▸ **Given problem**
Make an exact copy of the records, with the pictures left out.

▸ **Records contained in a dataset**
## start
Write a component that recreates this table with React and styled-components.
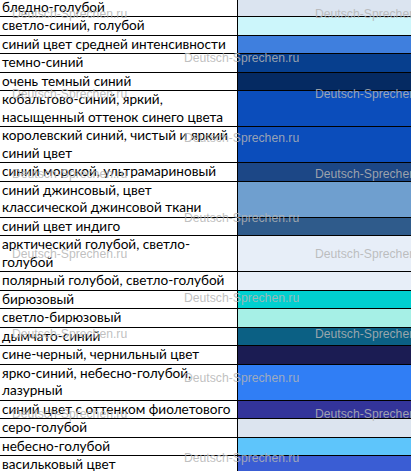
import styled, { createGlobalStyle } from 'styled-components';

const GlobalStyle = createGlobalStyle`
  html, body {
    margin: 0;
    padding: 0;
    background: #fff;
    overflow: hidden;
  }
`;

const Page = styled.div`
  position: relative;
  width: 411px;
  height: 471px;
  overflow: hidden;
`;

const Sheet = styled.div`
  display: grid;
  grid-template-columns: 237px 1px 1fr;
  margin-top: -1.5px;
  font-family: Lato, 'Liberation Sans', sans-serif;
  font-size: 13.6px;
  line-height: 17.5px;
  color: #000;
`;

const NameCell = styled.div`
  padding: 0 0 0 2px;
  background: #fff;
  border-bottom: 1px solid #000;
  white-space: pre;
  overflow: hidden;
`;

const Divider = styled.div`
  background: #000;
`;

const Swatch = styled.div`
  background: ${p => p.$color};
  border-bottom: 1px solid #000;
`;

const Watermark = styled.div`
  position: absolute;
  left: ${p => p.$x}px;
  top: ${p => p.$y - 7}px;
  font-family: 'Liberation Sans', Arial, sans-serif;
  font-size: 12.2px;
  line-height: 14px;
  color: rgba(180, 180, 180, 0.85);
  white-space: nowrap;
  pointer-events: none;
`;

const COLORS = [
  ['бледно-голубой', '#dbe4f0'],
  ['светло-синий, голубой', '#ccf6fb'],
  ['синий цвет средней интенсивности', '#3f7fde'],
  ['темно-синий', '#073f8e'],
  ['очень темный синий', '#052a62'],
  ['кобальтово-синий, яркий,\nнасыщенный оттенок синего цвета', '#0b4dbb'],
  ['королевский синий, чистый и яркий\nсиний цвет', '#0b4dbb'],
  ['синий морской, ультрамариновый', '#1c4786'],
  ['синий джинсовый, цвет\nклассической джинсовой ткани', '#6f9fcf'],
  ['синий цвет индиго', '#2f5b8b'],
  ['арктический голубой, светло-\nголубой', '#e7eef8'],
  ['полярный голубой, светло-голубой', '#e7eef8'],
  ['бирюзовый', '#00d0d0'],
  ['светло-бирюзовый', '#a6f0e6'],
  ['дымчато-синий', '#0b6084'],
  ['сине-черный, чернильный цвет', '#1b1c53'],
  ['ярко-синий, небесно-голубой,\nлазурный', '#307ef5'],
  ['синий цвет с оттенком фиолетового', '#33349a'],
  ['серо-голубой', '#dce4ef'],
  ['небесно-голубой', '#5ec5fb'],
  ['васильковый цвет', '#3a5dd4'],
];

const marks = [];
for (let k = 0; k < 6; k++) {
  marks.push({ x: 12, y: 14 + k * 80 });
  marks.push({ x: 315, y: 14 + k * 80 });
  marks.push({ x: 184, y: 58 + k * 80 });
}

export default function App() {
  return (
    <Page>
      <GlobalStyle />
      <Sheet>
        {COLORS.map(([name, color], i) => [
          <NameCell key={`n${i}`}>{name}</NameCell>,
          <Divider key={`d${i}`} />,
          <Swatch key={`s${i}`} $color={color} />,
        ])}
      </Sheet>
      {marks.map((m, i) => (
        <Watermark key={i} $x={m.x} $y={m.y}>Deutsch-Sprechen.ru</Watermark>
      ))}
    </Page>
  );
}
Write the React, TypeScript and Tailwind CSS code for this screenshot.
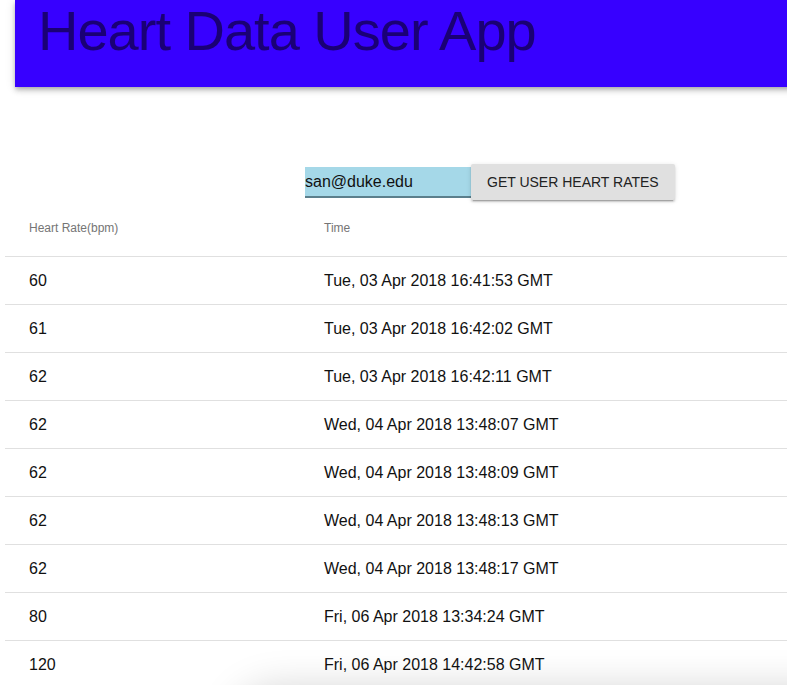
import React from "react";

const rows: [string, string][] = [
  ["60", "Tue, 03 Apr 2018 16:41:53 GMT"],
  ["61", "Tue, 03 Apr 2018 16:42:02 GMT"],
  ["62", "Tue, 03 Apr 2018 16:42:11 GMT"],
  ["62", "Wed, 04 Apr 2018 13:48:07 GMT"],
  ["62", "Wed, 04 Apr 2018 13:48:09 GMT"],
  ["62", "Wed, 04 Apr 2018 13:48:13 GMT"],
  ["62", "Wed, 04 Apr 2018 13:48:17 GMT"],
  ["80", "Fri, 06 Apr 2018 13:34:24 GMT"],
  ["120", "Fri, 06 Apr 2018 14:42:58 GMT"],
];

export default function App() {
  return (
    <div
      className="h-[685px] w-[787px] overflow-hidden bg-white"
      style={{ fontFamily: '"Liberation Sans", Arial, sans-serif' }}
    >
      <header className="ml-[15px] h-[87px] w-[800px] bg-[#3700ff] pl-[23px] pt-[3px] shadow-[0_2px_4px_-1px_rgba(0,0,0,0.2),0_4px_5px_0_rgba(0,0,0,0.14),0_1px_10px_0_rgba(0,0,0,0.12)]">
        <h1 className="text-[56px] leading-[56px] tracking-[-1px] text-[#1a0075]">
          Heart Data User App
        </h1>
      </header>

      <div className="mt-[77px] flex h-[36px] items-center pl-[305px]">
        <div className="flex h-[31px] w-[166px] items-center self-end overflow-hidden border-b-2 border-[#5b7f8c] bg-[#a5d8e8] mb-[2px] text-[16px] text-[#111]">
          san@duke.edu
        </div>
        <button className="h-[36px] w-[204px] rounded-[2px] bg-[#e0e0e0] px-4 text-left text-[14px] text-[#222] shadow-[0_2px_2px_0_rgba(0,0,0,0.14),0_3px_1px_-2px_rgba(0,0,0,0.2),0_1px_5px_0_rgba(0,0,0,0.12)]">
          GET USER HEART RATES
        </button>
      </div>

      <div className="ml-[5px] w-[800px]">
        <div className="flex h-[57px] items-center border-b border-[#e0e0e0] pb-[1px] text-[12px] text-[#757575]">
          <div className="w-[295px] pl-6">Heart Rate(bpm)</div>
          <div className="pl-6">Time</div>
        </div>
        {rows.map(([hr, t], i) => (
          <div
            key={i}
            className="flex h-[48px] items-center border-b border-[#e0e0e0] text-[16px] text-[#111]"
          >
            <div className="w-[295px] pl-6">{hr}</div>
            <div className="pl-6">{t}</div>
          </div>
        ))}
        <div className="ml-[230px] h-[100px] w-[700px] rounded-[40px] bg-white shadow-[0_0_40px_rgba(0,0,0,0.18)]" />
      </div>
    </div>
  );
}
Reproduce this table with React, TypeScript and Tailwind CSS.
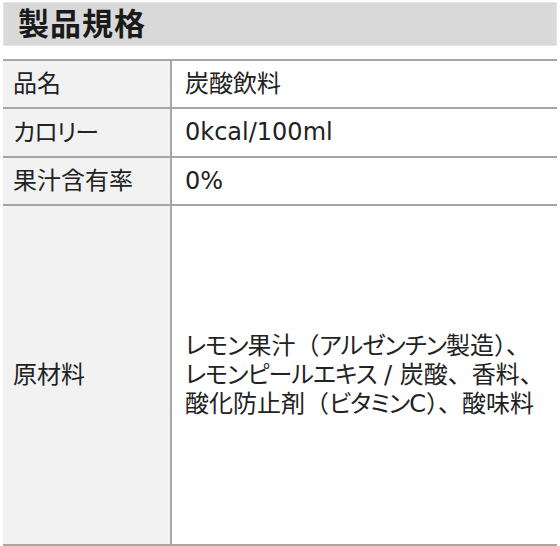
## end
▸ **Exercise solution**
Write a component that recreates this table with React and styled-components.
import styled, { createGlobalStyle } from 'styled-components';

const GlobalStyle = createGlobalStyle`
  html, body {
    margin: 0;
    padding: 0;
    background: #fff;
    overflow: hidden;
  }
`;

const Page = styled.div`
  position: relative;
  width: 411px;
  height: 471px;
  overflow: hidden;
`;

const Sheet = styled.div`
  display: grid;
  grid-template-columns: 237px 1px 1fr;
  margin-top: -1.5px;
  font-family: Lato, 'Liberation Sans', sans-serif;
  font-size: 13.6px;
  line-height: 17.5px;
  color: #000;
`;

const NameCell = styled.div`
  padding: 0 0 0 2px;
  background: #fff;
  border-bottom: 1px solid #000;
  white-space: pre;
  overflow: hidden;
`;

const Divider = styled.div`
  background: #000;
`;

const Swatch = styled.div`
  background: ${p => p.$color};
  border-bottom: 1px solid #000;
`;

const Watermark = styled.div`
  position: absolute;
  left: ${p => p.$x}px;
  top: ${p => p.$y - 7}px;
  font-family: 'Liberation Sans', Arial, sans-serif;
  font-size: 12.2px;
  line-height: 14px;
  color: rgba(180, 180, 180, 0.85);
  white-space: nowrap;
  pointer-events: none;
`;

const COLORS = [
  ['бледно-голубой', '#dbe4f0'],
  ['светло-синий, голубой', '#ccf6fb'],
  ['синий цвет средней интенсивности', '#3f7fde'],
  ['темно-синий', '#073f8e'],
  ['очень темный синий', '#052a62'],
  ['кобальтово-синий, яркий,\nнасыщенный оттенок синего цвета', '#0b4dbb'],
  ['королевский синий, чистый и яркий\nсиний цвет', '#0b4dbb'],
  ['синий морской, ультрамариновый', '#1c4786'],
  ['синий джинсовый, цвет\nклассической джинсовой ткани', '#6f9fcf'],
  ['синий цвет индиго', '#2f5b8b'],
  ['арктический голубой, светло-\nголубой', '#e7eef8'],
  ['полярный голубой, светло-голубой', '#e7eef8'],
  ['бирюзовый', '#00d0d0'],
  ['светло-бирюзовый', '#a6f0e6'],
  ['дымчато-синий', '#0b6084'],
  ['сине-черный, чернильный цвет', '#1b1c53'],
  ['ярко-синий, небесно-голубой,\nлазурный', '#307ef5'],
  ['синий цвет с оттенком фиолетового', '#33349a'],
  ['серо-голубой', '#dce4ef'],
  ['небесно-голубой', '#5ec5fb'],
  ['васильковый цвет', '#3a5dd4'],
];

const marks = [];
for (let k = 0; k < 6; k++) {
  marks.push({ x: 12, y: 14 + k * 80 });
  marks.push({ x: 315, y: 14 + k * 80 });
  marks.push({ x: 184, y: 58 + k * 80 });
}

export default function App() {
  return (
    <Page>
      <GlobalStyle />
      <Sheet>
        {COLORS.map(([name, color], i) => [
          <NameCell key={`n${i}`}>{name}</NameCell>,
          <Divider key={`d${i}`} />,
          <Swatch key={`s${i}`} $color={color} />,
        ])}
      </Sheet>
      {marks.map((m, i) => (
        <Watermark key={i} $x={m.x} $y={m.y}>Deutsch-Sprechen.ru</Watermark>
      ))}
    </Page>
  );
}
Write the React, TypeScript and Tailwind CSS code for this screenshot.
import React from "react";

const rows: [string, string][] = [
  ["60", "Tue, 03 Apr 2018 16:41:53 GMT"],
  ["61", "Tue, 03 Apr 2018 16:42:02 GMT"],
  ["62", "Tue, 03 Apr 2018 16:42:11 GMT"],
  ["62", "Wed, 04 Apr 2018 13:48:07 GMT"],
  ["62", "Wed, 04 Apr 2018 13:48:09 GMT"],
  ["62", "Wed, 04 Apr 2018 13:48:13 GMT"],
  ["62", "Wed, 04 Apr 2018 13:48:17 GMT"],
  ["80", "Fri, 06 Apr 2018 13:34:24 GMT"],
  ["120", "Fri, 06 Apr 2018 14:42:58 GMT"],
];

export default function App() {
  return (
    <div
      className="h-[685px] w-[787px] overflow-hidden bg-white"
      style={{ fontFamily: '"Liberation Sans", Arial, sans-serif' }}
    >
      <header className="ml-[15px] h-[87px] w-[800px] bg-[#3700ff] pl-[23px] pt-[3px] shadow-[0_2px_4px_-1px_rgba(0,0,0,0.2),0_4px_5px_0_rgba(0,0,0,0.14),0_1px_10px_0_rgba(0,0,0,0.12)]">
        <h1 className="text-[56px] leading-[56px] tracking-[-1px] text-[#1a0075]">
          Heart Data User App
        </h1>
      </header>

      <div className="mt-[77px] flex h-[36px] items-center pl-[305px]">
        <div className="flex h-[31px] w-[166px] items-center self-end overflow-hidden border-b-2 border-[#5b7f8c] bg-[#a5d8e8] mb-[2px] text-[16px] text-[#111]">
          san@duke.edu
        </div>
        <button className="h-[36px] w-[204px] rounded-[2px] bg-[#e0e0e0] px-4 text-left text-[14px] text-[#222] shadow-[0_2px_2px_0_rgba(0,0,0,0.14),0_3px_1px_-2px_rgba(0,0,0,0.2),0_1px_5px_0_rgba(0,0,0,0.12)]">
          GET USER HEART RATES
        </button>
      </div>

      <div className="ml-[5px] w-[800px]">
        <div className="flex h-[57px] items-center border-b border-[#e0e0e0] pb-[1px] text-[12px] text-[#757575]">
          <div className="w-[295px] pl-6">Heart Rate(bpm)</div>
          <div className="pl-6">Time</div>
        </div>
        {rows.map(([hr, t], i) => (
          <div
            key={i}
            className="flex h-[48px] items-center border-b border-[#e0e0e0] text-[16px] text-[#111]"
          >
            <div className="w-[295px] pl-6">{hr}</div>
            <div className="pl-6">{t}</div>
          </div>
        ))}
        <div className="ml-[230px] h-[100px] w-[700px] rounded-[40px] bg-white shadow-[0_0_40px_rgba(0,0,0,0.18)]" />
      </div>
    </div>
  );
}
Reproduce this table with React, TypeScript and Tailwind CSS.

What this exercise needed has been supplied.